··· COLLECTED MATERIAL ···
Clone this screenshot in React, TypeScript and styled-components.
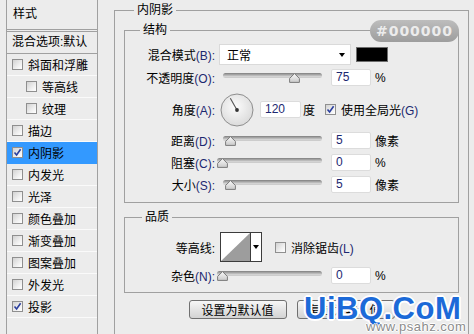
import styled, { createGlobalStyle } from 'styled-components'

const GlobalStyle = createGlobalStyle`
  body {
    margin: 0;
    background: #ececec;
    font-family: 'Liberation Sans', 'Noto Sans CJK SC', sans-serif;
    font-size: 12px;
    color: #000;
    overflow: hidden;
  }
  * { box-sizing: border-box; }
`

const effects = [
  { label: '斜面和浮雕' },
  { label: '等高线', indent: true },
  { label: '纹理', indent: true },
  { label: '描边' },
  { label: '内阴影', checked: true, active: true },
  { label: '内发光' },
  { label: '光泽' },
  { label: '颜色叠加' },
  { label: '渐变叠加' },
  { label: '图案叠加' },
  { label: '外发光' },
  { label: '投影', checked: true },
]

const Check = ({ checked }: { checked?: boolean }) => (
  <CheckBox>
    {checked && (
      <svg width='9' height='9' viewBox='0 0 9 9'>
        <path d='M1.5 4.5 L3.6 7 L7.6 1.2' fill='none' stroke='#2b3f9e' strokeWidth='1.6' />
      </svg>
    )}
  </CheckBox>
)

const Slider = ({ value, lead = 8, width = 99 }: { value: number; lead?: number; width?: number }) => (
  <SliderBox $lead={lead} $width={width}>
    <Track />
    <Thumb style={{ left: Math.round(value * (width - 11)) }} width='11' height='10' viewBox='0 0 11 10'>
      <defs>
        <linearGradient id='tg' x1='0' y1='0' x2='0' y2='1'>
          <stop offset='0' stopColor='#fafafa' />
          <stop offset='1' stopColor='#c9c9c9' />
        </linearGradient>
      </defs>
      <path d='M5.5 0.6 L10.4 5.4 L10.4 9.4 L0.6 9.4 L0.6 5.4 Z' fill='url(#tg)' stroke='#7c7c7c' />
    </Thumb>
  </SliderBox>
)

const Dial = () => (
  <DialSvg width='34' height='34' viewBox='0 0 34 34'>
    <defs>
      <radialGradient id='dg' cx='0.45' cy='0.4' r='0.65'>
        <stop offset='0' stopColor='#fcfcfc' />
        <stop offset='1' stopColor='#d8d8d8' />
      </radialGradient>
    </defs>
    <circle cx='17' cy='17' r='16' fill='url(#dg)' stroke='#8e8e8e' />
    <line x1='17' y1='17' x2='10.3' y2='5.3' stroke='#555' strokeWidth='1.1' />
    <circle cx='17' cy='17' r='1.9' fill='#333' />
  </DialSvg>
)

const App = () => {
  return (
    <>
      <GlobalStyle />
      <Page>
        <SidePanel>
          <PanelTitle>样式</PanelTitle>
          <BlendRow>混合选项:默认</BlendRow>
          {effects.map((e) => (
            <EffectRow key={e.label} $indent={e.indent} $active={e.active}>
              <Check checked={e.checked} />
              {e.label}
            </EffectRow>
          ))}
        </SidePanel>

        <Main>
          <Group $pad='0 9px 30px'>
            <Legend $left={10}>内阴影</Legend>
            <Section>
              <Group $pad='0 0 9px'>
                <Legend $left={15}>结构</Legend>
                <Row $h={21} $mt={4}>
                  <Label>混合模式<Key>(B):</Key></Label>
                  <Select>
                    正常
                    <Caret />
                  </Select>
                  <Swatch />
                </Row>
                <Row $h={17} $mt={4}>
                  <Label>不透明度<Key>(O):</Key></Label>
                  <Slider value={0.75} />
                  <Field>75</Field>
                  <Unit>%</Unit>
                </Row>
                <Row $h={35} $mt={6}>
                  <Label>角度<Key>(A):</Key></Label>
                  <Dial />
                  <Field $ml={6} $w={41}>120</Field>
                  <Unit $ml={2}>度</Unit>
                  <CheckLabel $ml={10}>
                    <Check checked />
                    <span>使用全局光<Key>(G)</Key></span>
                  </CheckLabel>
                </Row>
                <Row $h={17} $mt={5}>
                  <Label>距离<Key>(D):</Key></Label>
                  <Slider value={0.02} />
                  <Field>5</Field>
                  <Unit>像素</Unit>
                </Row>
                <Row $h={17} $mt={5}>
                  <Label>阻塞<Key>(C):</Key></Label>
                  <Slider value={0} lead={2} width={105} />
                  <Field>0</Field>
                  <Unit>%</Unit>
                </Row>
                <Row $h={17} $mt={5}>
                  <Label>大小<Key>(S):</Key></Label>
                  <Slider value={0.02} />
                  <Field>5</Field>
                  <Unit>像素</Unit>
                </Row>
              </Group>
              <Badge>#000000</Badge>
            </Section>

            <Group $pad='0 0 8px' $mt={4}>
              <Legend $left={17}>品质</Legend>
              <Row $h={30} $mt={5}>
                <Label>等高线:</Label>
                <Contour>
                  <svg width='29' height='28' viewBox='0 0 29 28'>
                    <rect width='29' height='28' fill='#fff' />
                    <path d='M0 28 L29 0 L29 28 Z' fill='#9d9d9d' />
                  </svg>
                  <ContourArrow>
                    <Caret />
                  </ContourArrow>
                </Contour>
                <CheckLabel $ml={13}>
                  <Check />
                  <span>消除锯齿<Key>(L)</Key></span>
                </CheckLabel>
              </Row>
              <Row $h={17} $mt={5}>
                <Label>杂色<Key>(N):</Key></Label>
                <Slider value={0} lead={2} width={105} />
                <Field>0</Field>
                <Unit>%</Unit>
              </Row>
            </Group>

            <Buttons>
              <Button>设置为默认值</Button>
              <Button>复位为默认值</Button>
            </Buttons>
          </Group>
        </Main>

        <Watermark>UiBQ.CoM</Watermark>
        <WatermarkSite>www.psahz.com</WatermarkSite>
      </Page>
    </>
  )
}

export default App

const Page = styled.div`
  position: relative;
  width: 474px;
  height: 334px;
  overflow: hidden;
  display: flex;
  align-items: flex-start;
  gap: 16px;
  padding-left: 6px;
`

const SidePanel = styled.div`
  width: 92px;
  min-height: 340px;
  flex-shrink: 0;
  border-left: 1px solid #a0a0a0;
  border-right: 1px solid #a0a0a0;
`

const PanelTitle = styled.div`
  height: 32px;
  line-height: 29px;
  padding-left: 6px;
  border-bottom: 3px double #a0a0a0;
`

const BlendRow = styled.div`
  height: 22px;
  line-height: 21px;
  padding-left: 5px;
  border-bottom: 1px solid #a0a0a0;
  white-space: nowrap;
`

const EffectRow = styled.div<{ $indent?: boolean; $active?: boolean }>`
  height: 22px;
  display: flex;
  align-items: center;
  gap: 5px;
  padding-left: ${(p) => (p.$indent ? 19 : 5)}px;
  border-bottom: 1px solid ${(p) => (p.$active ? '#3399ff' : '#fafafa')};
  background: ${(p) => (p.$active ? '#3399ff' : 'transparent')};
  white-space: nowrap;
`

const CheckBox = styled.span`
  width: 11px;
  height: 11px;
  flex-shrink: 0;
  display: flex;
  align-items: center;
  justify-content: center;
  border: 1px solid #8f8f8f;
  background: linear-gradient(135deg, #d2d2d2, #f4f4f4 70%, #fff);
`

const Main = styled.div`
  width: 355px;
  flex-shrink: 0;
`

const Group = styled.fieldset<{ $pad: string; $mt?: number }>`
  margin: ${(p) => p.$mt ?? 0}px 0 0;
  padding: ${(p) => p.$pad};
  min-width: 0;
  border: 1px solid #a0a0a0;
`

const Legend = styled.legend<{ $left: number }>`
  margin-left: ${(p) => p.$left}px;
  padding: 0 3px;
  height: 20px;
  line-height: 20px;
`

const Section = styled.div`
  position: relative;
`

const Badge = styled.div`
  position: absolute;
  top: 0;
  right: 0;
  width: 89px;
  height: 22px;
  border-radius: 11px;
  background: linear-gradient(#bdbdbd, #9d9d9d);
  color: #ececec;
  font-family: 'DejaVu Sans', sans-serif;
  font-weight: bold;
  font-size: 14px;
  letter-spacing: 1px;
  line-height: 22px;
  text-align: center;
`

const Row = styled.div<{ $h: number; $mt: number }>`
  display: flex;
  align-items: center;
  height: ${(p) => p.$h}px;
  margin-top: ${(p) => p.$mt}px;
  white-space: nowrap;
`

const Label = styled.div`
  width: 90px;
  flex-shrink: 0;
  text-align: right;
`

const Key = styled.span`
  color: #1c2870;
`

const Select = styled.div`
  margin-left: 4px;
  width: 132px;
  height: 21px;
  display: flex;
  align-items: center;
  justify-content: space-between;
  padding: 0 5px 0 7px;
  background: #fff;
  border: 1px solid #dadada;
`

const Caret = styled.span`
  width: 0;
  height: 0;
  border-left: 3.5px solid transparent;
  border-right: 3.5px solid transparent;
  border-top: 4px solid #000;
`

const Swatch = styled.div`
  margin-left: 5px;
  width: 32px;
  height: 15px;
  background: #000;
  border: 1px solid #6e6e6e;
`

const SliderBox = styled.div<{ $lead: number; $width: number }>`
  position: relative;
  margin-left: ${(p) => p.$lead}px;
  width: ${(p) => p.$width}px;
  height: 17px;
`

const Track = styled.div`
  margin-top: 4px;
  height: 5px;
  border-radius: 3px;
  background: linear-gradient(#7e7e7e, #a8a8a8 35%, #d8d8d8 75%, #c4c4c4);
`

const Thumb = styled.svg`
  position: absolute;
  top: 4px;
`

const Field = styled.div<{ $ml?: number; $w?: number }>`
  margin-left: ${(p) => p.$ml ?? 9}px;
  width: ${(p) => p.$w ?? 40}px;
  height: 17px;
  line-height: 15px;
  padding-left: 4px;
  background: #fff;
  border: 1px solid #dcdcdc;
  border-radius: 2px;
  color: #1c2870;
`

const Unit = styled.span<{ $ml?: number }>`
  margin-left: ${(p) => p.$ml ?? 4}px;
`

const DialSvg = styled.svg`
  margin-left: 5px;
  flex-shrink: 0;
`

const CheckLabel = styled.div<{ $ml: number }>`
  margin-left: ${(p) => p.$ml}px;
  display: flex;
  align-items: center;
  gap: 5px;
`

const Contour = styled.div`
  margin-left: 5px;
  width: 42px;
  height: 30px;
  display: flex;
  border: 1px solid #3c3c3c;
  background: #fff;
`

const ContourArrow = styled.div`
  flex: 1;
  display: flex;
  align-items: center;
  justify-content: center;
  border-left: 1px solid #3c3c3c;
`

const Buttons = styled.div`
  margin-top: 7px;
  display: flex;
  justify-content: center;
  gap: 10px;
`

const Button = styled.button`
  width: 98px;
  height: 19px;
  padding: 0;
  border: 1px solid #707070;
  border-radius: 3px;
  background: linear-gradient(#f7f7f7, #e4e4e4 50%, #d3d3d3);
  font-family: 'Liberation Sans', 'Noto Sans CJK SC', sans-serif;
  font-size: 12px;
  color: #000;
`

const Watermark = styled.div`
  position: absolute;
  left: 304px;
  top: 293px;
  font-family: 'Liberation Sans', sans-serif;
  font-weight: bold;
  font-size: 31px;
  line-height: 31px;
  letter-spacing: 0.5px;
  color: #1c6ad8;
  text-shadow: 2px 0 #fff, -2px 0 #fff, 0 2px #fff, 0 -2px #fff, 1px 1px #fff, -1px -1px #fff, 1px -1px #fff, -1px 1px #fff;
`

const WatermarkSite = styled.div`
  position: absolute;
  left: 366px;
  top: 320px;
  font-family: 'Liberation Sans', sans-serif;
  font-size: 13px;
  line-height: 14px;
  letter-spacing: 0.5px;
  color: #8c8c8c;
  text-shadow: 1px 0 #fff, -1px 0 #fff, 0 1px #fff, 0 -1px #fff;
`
···
• _WORK INSTRUCTIONS_:
Select from the material above each line in which the string "components" appears, and list those lines.

• _WRITTEN RESPONSE_:
Clone this screenshot in React, TypeScript and styled-components.
import styled, { createGlobalStyle } from 'styled-components'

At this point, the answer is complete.